Asger Jorn did something similar in the late 1950s – daubing Expressionist gestures onto the surface of thrift-store canvases. Yet whereas Jorn was a scourge of bourgeois taste, Gundlach’s motives seem completely removed from critique. If anything, his works point to a more personal creative impulse. Indeed, even when Gundlach was arrested in 1983 and sent to the army – to Kamchatka, in the far east of the Soviet Union – he kept working. His series of reconfigured recruitment posters ('Sad Army', 1984) are collages cut and pasted to reveal lonely soldiers strolling through idyllic Kamchatkan valleys.

Other works seems to prefigure Gundlach’s move into advertising. The series ‘Announcement’ (1986–7) imagines a poster campaign promoting standard-issue Soviet merchandise, such as green saucepans or bright red building bricks. A comment on freedom of choice or a yen for capitalism? Here, as with much from the so-called Russian New Wave (think East Village on a budget), it is tempting to see Gundlach’s work as a DIY form of Pop culture, filling in for a time when Russia’s own Pop culture was anodyne or non-existent. Not only would blisteringly modern works such as ‘Russian Layer’ confuse the KGB agents who came knocking on Gundlach’s door; they also provided him and his friends with a shiny alternative to the ‘long, dull autumn’ of Communist-era life.

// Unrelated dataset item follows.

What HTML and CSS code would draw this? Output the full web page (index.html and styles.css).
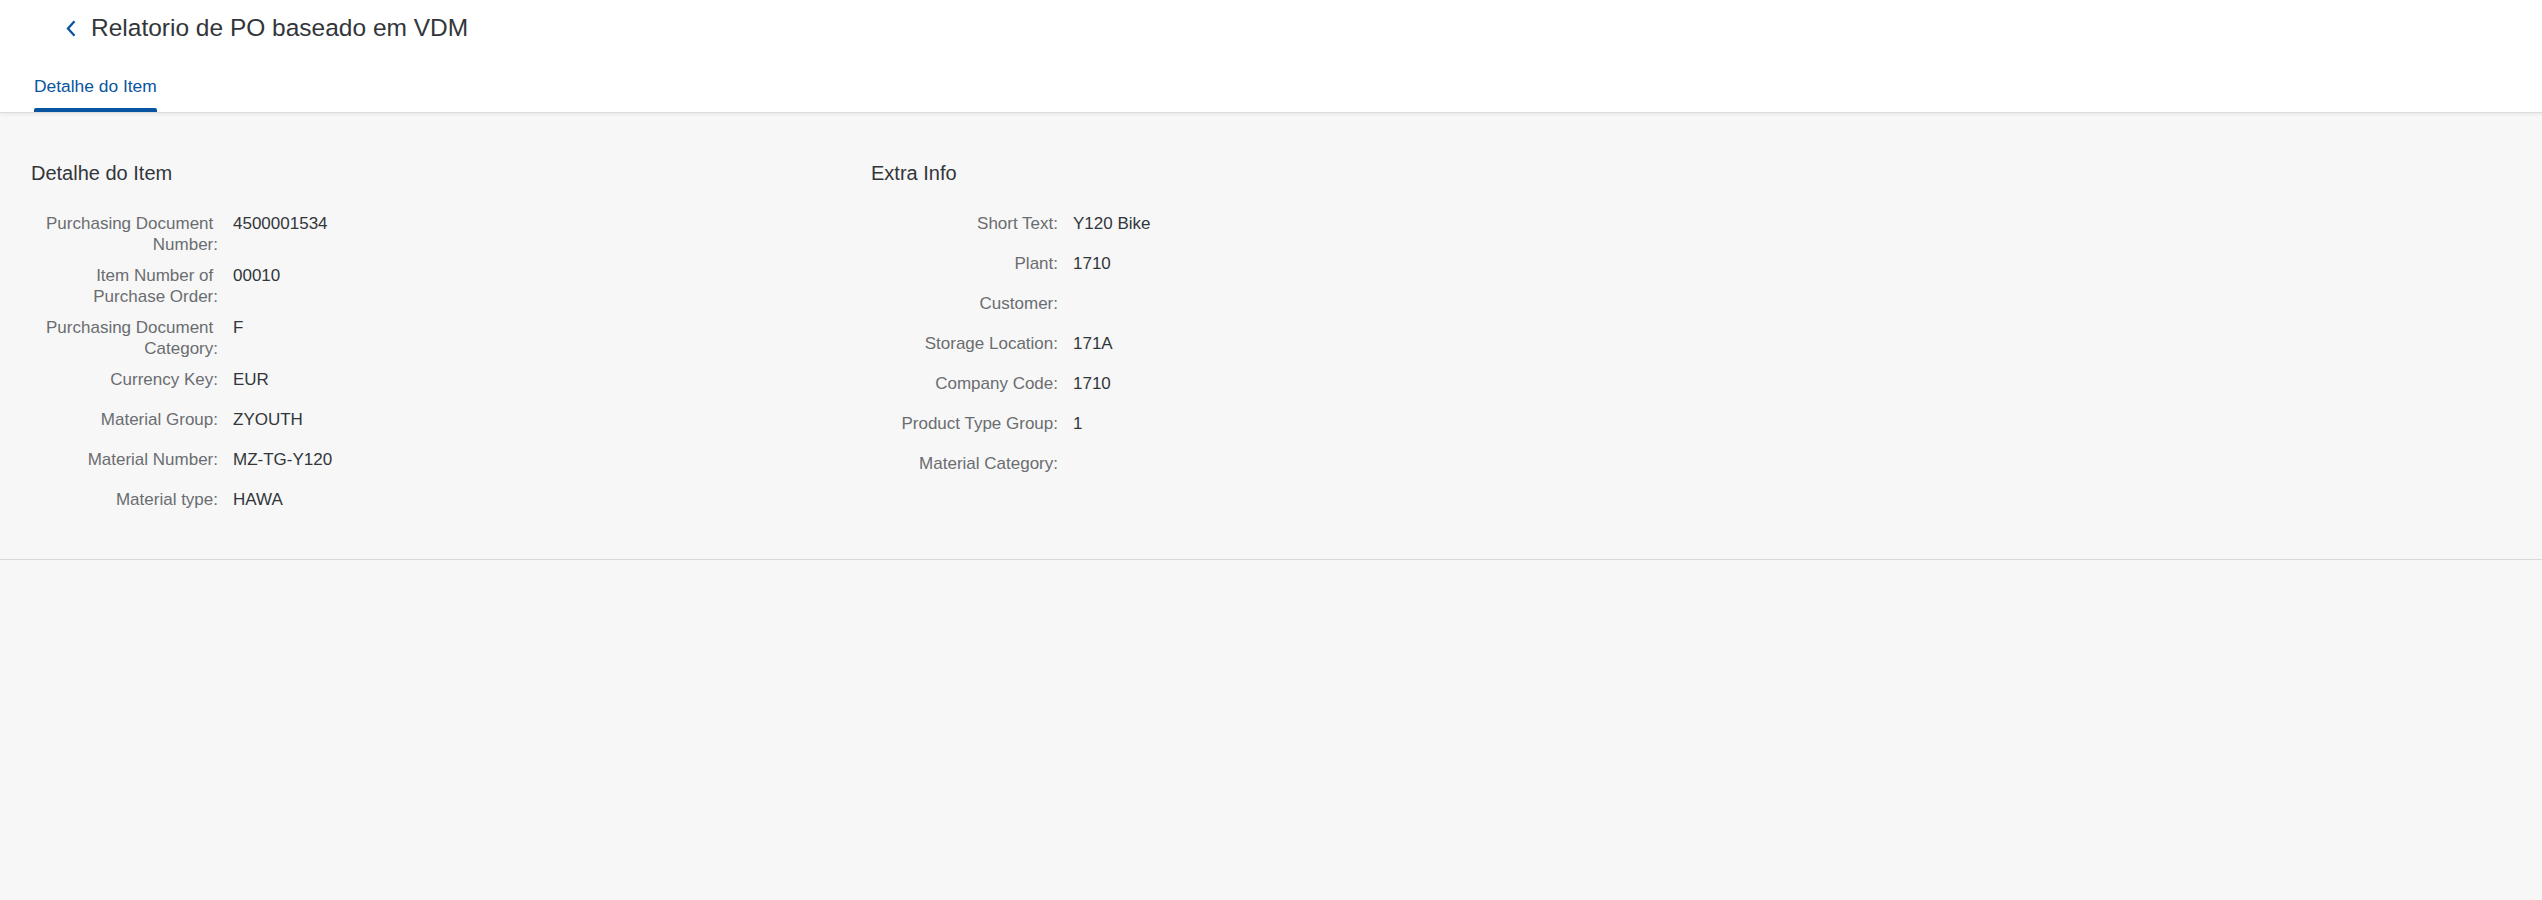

Reconciling Gundlach’s most recent installation with his earlier pieces was the biggest challenge of this exhibition, not least because his new offering, Womb of a Dream (2005), takes a form so remote from anything he did in his youth. It is a small room covered in priyaniks (Russian gingerbread), decorated with bags of salt hanging from the ceiling and covering the floor. At the centre of the space stands a dresser and mirror, while wall-mounted televisions, in place of windows, broadcast pictures of a woodland landscape spinning around outside. A mixture between a Grimm fairy tale and an optimistic socio-experimental environment, it was described by the artist during a recent interview as an ‘empty place where a big Russian dream can appear’. It is also his most sentimental effort yet; further proof that things are rarely as great the second time around. In Gundlach’s case, though, at least he got it right the first time.